* _WHAT NEEDS TO BE DONE_
Every line of the records must be repeated exactly; pictures stay out.

* _ENTRIES_
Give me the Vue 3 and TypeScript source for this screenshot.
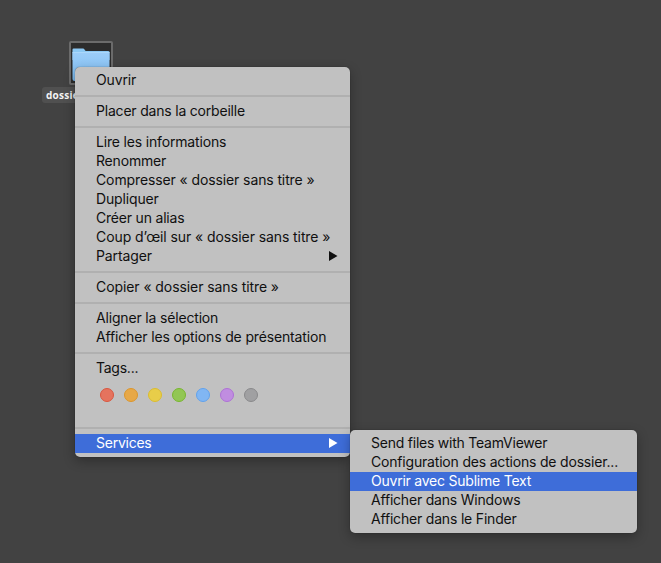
<script setup lang="ts">
interface MenuItem {
  label: string
  tracking: number
  arrow?: boolean
  active?: boolean
}

const groups: MenuItem[][] = [
  [{ label: 'Ouvrir', tracking: -0.15 }],
  [{ label: 'Placer dans la corbeille', tracking: -0.2 }],
  [
    { label: 'Lire les informations', tracking: -0.17 },
    { label: 'Renommer', tracking: -0.18 },
    { label: 'Compresser « dossier sans titre »', tracking: -0.11 },
    { label: 'Dupliquer', tracking: -0.15 },
    { label: 'Créer un alias', tracking: -0.2 },
    { label: 'Coup d’œil sur « dossier sans titre »', tracking: -0.09 },
    { label: 'Partager', tracking: -0.12, arrow: true },
  ],
  [{ label: 'Copier « dossier sans titre »', tracking: -0.08 }],
  [
    { label: 'Aligner la sélection', tracking: -0.17 },
    { label: 'Afficher les options de présentation', tracking: -0.15 },
  ],
]

const tags: string[] = ['red', 'orange', 'yellow', 'green', 'blue', 'purple', 'gray']

const services: MenuItem[] = [
  { label: 'Send files with TeamViewer', tracking: -0.23 },
  { label: 'Configuration des actions de dossier...', tracking: -0.19 },
  { label: 'Ouvrir avec Sublime Text', tracking: -0.23 },
  { label: 'Afficher dans Windows', tracking: -0.2 },
  { label: 'Afficher dans le Finder', tracking: -0.19 },
]
services[2].active = true
</script>

<template>
  <main class="desktop">
    <div class="folder">
      <div class="thumb">
        <svg width="38" height="34" viewBox="0 0 38 34">
          <defs>
            <linearGradient id="folder-front" x1="0" y1="0" x2="0" y2="1">
              <stop offset="0" stop-color="#9ccdf8" />
              <stop offset="1" stop-color="#7bbcf2" />
            </linearGradient>
          </defs>
          <path d="M0.500 4V1.500Q0.500 0.500 1.500 0.500H11Q12 0.500 12.500 1.500Q13 3 14.500 3H36Q37.500 3 37.500 4V12H0.500Z" fill="#8cc8f3" />
          <path d="M0.500 4.500H37.500V31Q37.500 33 35.500 33H2.500Q0.500 33 0.500 31Z" fill="url(#folder-front)" />
          <path d="M0.500 4.500H37.500" stroke="#aad7fa" />
        </svg>
      </div>
      <span class="name">dossier sans titre</span>
    </div>

    <div class="menu context">
      <template v-for="(group, g) in groups" :key="g">
        <div v-for="item in group" :key="item.label" class="item">
          <span class="label" :style="{ letterSpacing: item.tracking + 'px' }">{{ item.label }}</span>
          <svg v-if="item.arrow" class="arrow" width="9" height="10" viewBox="0 0 9 10"><path d="M0 0L8.500 5L0 10Z" /></svg>
        </div>
        <div class="separator"></div>
      </template>
      <div class="item"><span class="label tight">Tags...</span></div>
      <div class="tags">
        <i v-for="tag in tags" :key="tag" class="tag" :class="tag"></i>
      </div>
      <div class="separator"></div>
      <div class="item active">
        <span class="label tight">Services</span>
        <svg class="arrow" width="9" height="10" viewBox="0 0 9 10"><path d="M0 0L8.500 5L0 10Z" /></svg>
      </div>
    </div>

    <div class="menu submenu">
      <div v-for="item in services" :key="item.label" class="item" :class="{ active: item.active }">
        <span class="label" :style="{ letterSpacing: item.tracking + 'px' }">{{ item.label }}</span>
      </div>
    </div>
  </main>
</template>

<style>
body {
  background: #424242;
}
</style>

<style scoped>
.desktop {
  position: relative;
  height: 563px;
  overflow: hidden;
  background: #424242;
  font-family: Inter, "Liberation Sans", sans-serif;
}
.folder {
  position: absolute;
  left: 42px;
  top: 41px;
  width: 98px;
  display: flex;
  flex-direction: column;
  align-items: center;
  gap: 2px;
}
.thumb {
  box-sizing: border-box;
  width: 44px;
  height: 44px;
  padding-top: 5px;
  display: flex;
  justify-content: center;
  border: 2px solid #6b6b6b;
  border-radius: 2px;
  background: #2c2c2c;
}
.name {
  box-sizing: border-box;
  width: 98px;
  height: 16px;
  padding-left: 4px;
  border-radius: 3px;
  background: #505050;
  color: #f4f4f4;
  font-family: "Open Sans", sans-serif;
  font-size: 10px;
  font-weight: 700;
  letter-spacing: 0.25px;
  line-height: 16px;
  white-space: nowrap;
}
.menu {
  position: absolute;
  box-sizing: border-box;
  padding: 4px 0;
  border-radius: 5px;
  background: #c1c1c1;
  box-shadow: 0 0 1px rgba(0, 0, 0, 0.6), 0 4px 12px rgba(0, 0, 0, 0.3);
}
.context {
  left: 75px;
  top: 67px;
  width: 275px;
}
.submenu {
  left: 350px;
  top: 430px;
  width: 287px;
}
.item {
  display: flex;
  align-items: flex-start;
  justify-content: space-between;
  height: 19px;
  padding: 0 12px 0 21px;
  color: #101010;
  font-size: 14px;
  white-space: nowrap;
}
.item.active {
  background: #3e6dd9;
  color: #fff;
}
.label {
  line-height: 17px;
}
.tight {
  letter-spacing: -0.25px;
}
.arrow {
  margin-top: 4px;
  fill: currentColor;
}
.separator {
  height: 2px;
  margin: 5px 0;
  background: #b0b0b0;
}
.tags {
  display: flex;
  gap: 10px;
  height: 34px;
  padding: 10px 0 0 25px;
}
.tag {
  box-sizing: border-box;
  width: 14px;
  height: 14px;
  border: 1px solid;
  border-radius: 50%;
}
.red { background: #e5735e; border-color: #d9563f; }
.orange { background: #e7a848; border-color: #dc962c; }
.yellow { background: #e8cd49; border-color: #dcbd2e; }
.green { background: #92c654; border-color: #79b62f; }
.blue { background: #81b6f3; border-color: #61a2ed; }
.purple { background: #c08de0; border-color: #ae71d6; }
.gray { background: #a0a0a2; border-color: #89898b; }
</style>
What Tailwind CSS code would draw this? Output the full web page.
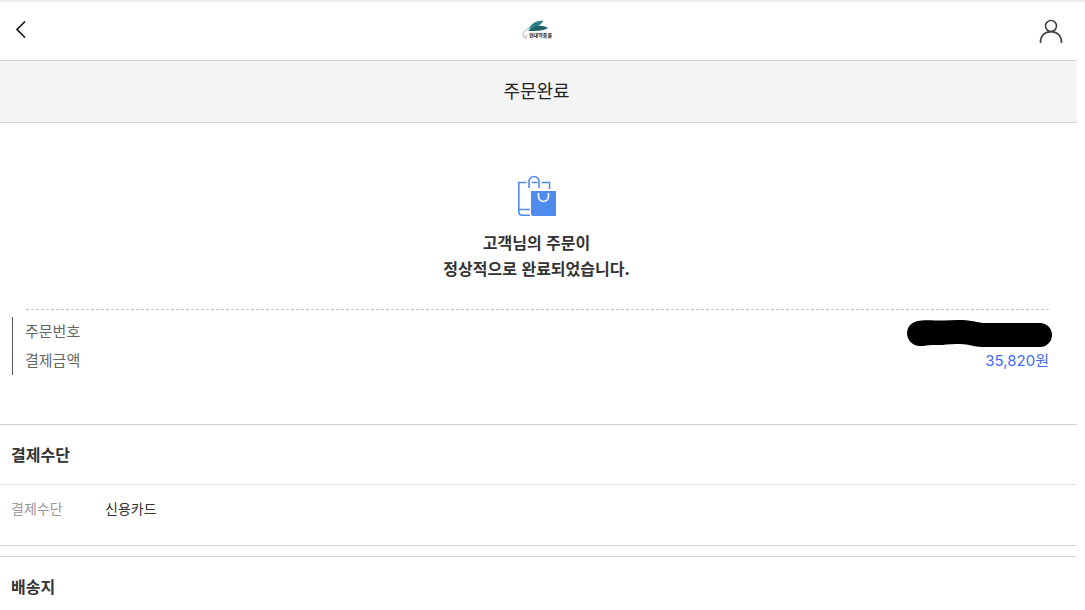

* _CORRECT RESPONSE_
Give me the Vue 3 and TypeScript source for this screenshot.
<script setup lang="ts">
interface MenuItem {
  label: string
  tracking: number
  arrow?: boolean
  active?: boolean
}

const groups: MenuItem[][] = [
  [{ label: 'Ouvrir', tracking: -0.15 }],
  [{ label: 'Placer dans la corbeille', tracking: -0.2 }],
  [
    { label: 'Lire les informations', tracking: -0.17 },
    { label: 'Renommer', tracking: -0.18 },
    { label: 'Compresser « dossier sans titre »', tracking: -0.11 },
    { label: 'Dupliquer', tracking: -0.15 },
    { label: 'Créer un alias', tracking: -0.2 },
    { label: 'Coup d’œil sur « dossier sans titre »', tracking: -0.09 },
    { label: 'Partager', tracking: -0.12, arrow: true },
  ],
  [{ label: 'Copier « dossier sans titre »', tracking: -0.08 }],
  [
    { label: 'Aligner la sélection', tracking: -0.17 },
    { label: 'Afficher les options de présentation', tracking: -0.15 },
  ],
]

const tags: string[] = ['red', 'orange', 'yellow', 'green', 'blue', 'purple', 'gray']

const services: MenuItem[] = [
  { label: 'Send files with TeamViewer', tracking: -0.23 },
  { label: 'Configuration des actions de dossier...', tracking: -0.19 },
  { label: 'Ouvrir avec Sublime Text', tracking: -0.23 },
  { label: 'Afficher dans Windows', tracking: -0.2 },
  { label: 'Afficher dans le Finder', tracking: -0.19 },
]
services[2].active = true
</script>

<template>
  <main class="desktop">
    <div class="folder">
      <div class="thumb">
        <svg width="38" height="34" viewBox="0 0 38 34">
          <defs>
            <linearGradient id="folder-front" x1="0" y1="0" x2="0" y2="1">
              <stop offset="0" stop-color="#9ccdf8" />
              <stop offset="1" stop-color="#7bbcf2" />
            </linearGradient>
          </defs>
          <path d="M0.500 4V1.500Q0.500 0.500 1.500 0.500H11Q12 0.500 12.500 1.500Q13 3 14.500 3H36Q37.500 3 37.500 4V12H0.500Z" fill="#8cc8f3" />
          <path d="M0.500 4.500H37.500V31Q37.500 33 35.500 33H2.500Q0.500 33 0.500 31Z" fill="url(#folder-front)" />
          <path d="M0.500 4.500H37.500" stroke="#aad7fa" />
        </svg>
      </div>
      <span class="name">dossier sans titre</span>
    </div>

    <div class="menu context">
      <template v-for="(group, g) in groups" :key="g">
        <div v-for="item in group" :key="item.label" class="item">
          <span class="label" :style="{ letterSpacing: item.tracking + 'px' }">{{ item.label }}</span>
          <svg v-if="item.arrow" class="arrow" width="9" height="10" viewBox="0 0 9 10"><path d="M0 0L8.500 5L0 10Z" /></svg>
        </div>
        <div class="separator"></div>
      </template>
      <div class="item"><span class="label tight">Tags...</span></div>
      <div class="tags">
        <i v-for="tag in tags" :key="tag" class="tag" :class="tag"></i>
      </div>
      <div class="separator"></div>
      <div class="item active">
        <span class="label tight">Services</span>
        <svg class="arrow" width="9" height="10" viewBox="0 0 9 10"><path d="M0 0L8.500 5L0 10Z" /></svg>
      </div>
    </div>

    <div class="menu submenu">
      <div v-for="item in services" :key="item.label" class="item" :class="{ active: item.active }">
        <span class="label" :style="{ letterSpacing: item.tracking + 'px' }">{{ item.label }}</span>
      </div>
    </div>
  </main>
</template>

<style>
body {
  background: #424242;
}
</style>

<style scoped>
.desktop {
  position: relative;
  height: 563px;
  overflow: hidden;
  background: #424242;
  font-family: Inter, "Liberation Sans", sans-serif;
}
.folder {
  position: absolute;
  left: 42px;
  top: 41px;
  width: 98px;
  display: flex;
  flex-direction: column;
  align-items: center;
  gap: 2px;
}
.thumb {
  box-sizing: border-box;
  width: 44px;
  height: 44px;
  padding-top: 5px;
  display: flex;
  justify-content: center;
  border: 2px solid #6b6b6b;
  border-radius: 2px;
  background: #2c2c2c;
}
.name {
  box-sizing: border-box;
  width: 98px;
  height: 16px;
  padding-left: 4px;
  border-radius: 3px;
  background: #505050;
  color: #f4f4f4;
  font-family: "Open Sans", sans-serif;
  font-size: 10px;
  font-weight: 700;
  letter-spacing: 0.25px;
  line-height: 16px;
  white-space: nowrap;
}
.menu {
  position: absolute;
  box-sizing: border-box;
  padding: 4px 0;
  border-radius: 5px;
  background: #c1c1c1;
  box-shadow: 0 0 1px rgba(0, 0, 0, 0.6), 0 4px 12px rgba(0, 0, 0, 0.3);
}
.context {
  left: 75px;
  top: 67px;
  width: 275px;
}
.submenu {
  left: 350px;
  top: 430px;
  width: 287px;
}
.item {
  display: flex;
  align-items: flex-start;
  justify-content: space-between;
  height: 19px;
  padding: 0 12px 0 21px;
  color: #101010;
  font-size: 14px;
  white-space: nowrap;
}
.item.active {
  background: #3e6dd9;
  color: #fff;
}
.label {
  line-height: 17px;
}
.tight {
  letter-spacing: -0.25px;
}
.arrow {
  margin-top: 4px;
  fill: currentColor;
}
.separator {
  height: 2px;
  margin: 5px 0;
  background: #b0b0b0;
}
.tags {
  display: flex;
  gap: 10px;
  height: 34px;
  padding: 10px 0 0 25px;
}
.tag {
  box-sizing: border-box;
  width: 14px;
  height: 14px;
  border: 1px solid;
  border-radius: 50%;
}
.red { background: #e5735e; border-color: #d9563f; }
.orange { background: #e7a848; border-color: #dc962c; }
.yellow { background: #e8cd49; border-color: #dcbd2e; }
.green { background: #92c654; border-color: #79b62f; }
.blue { background: #81b6f3; border-color: #61a2ed; }
.purple { background: #c08de0; border-color: #ae71d6; }
.gray { background: #a0a0a2; border-color: #89898b; }
</style>
What Tailwind CSS code would draw this? Output the full web page.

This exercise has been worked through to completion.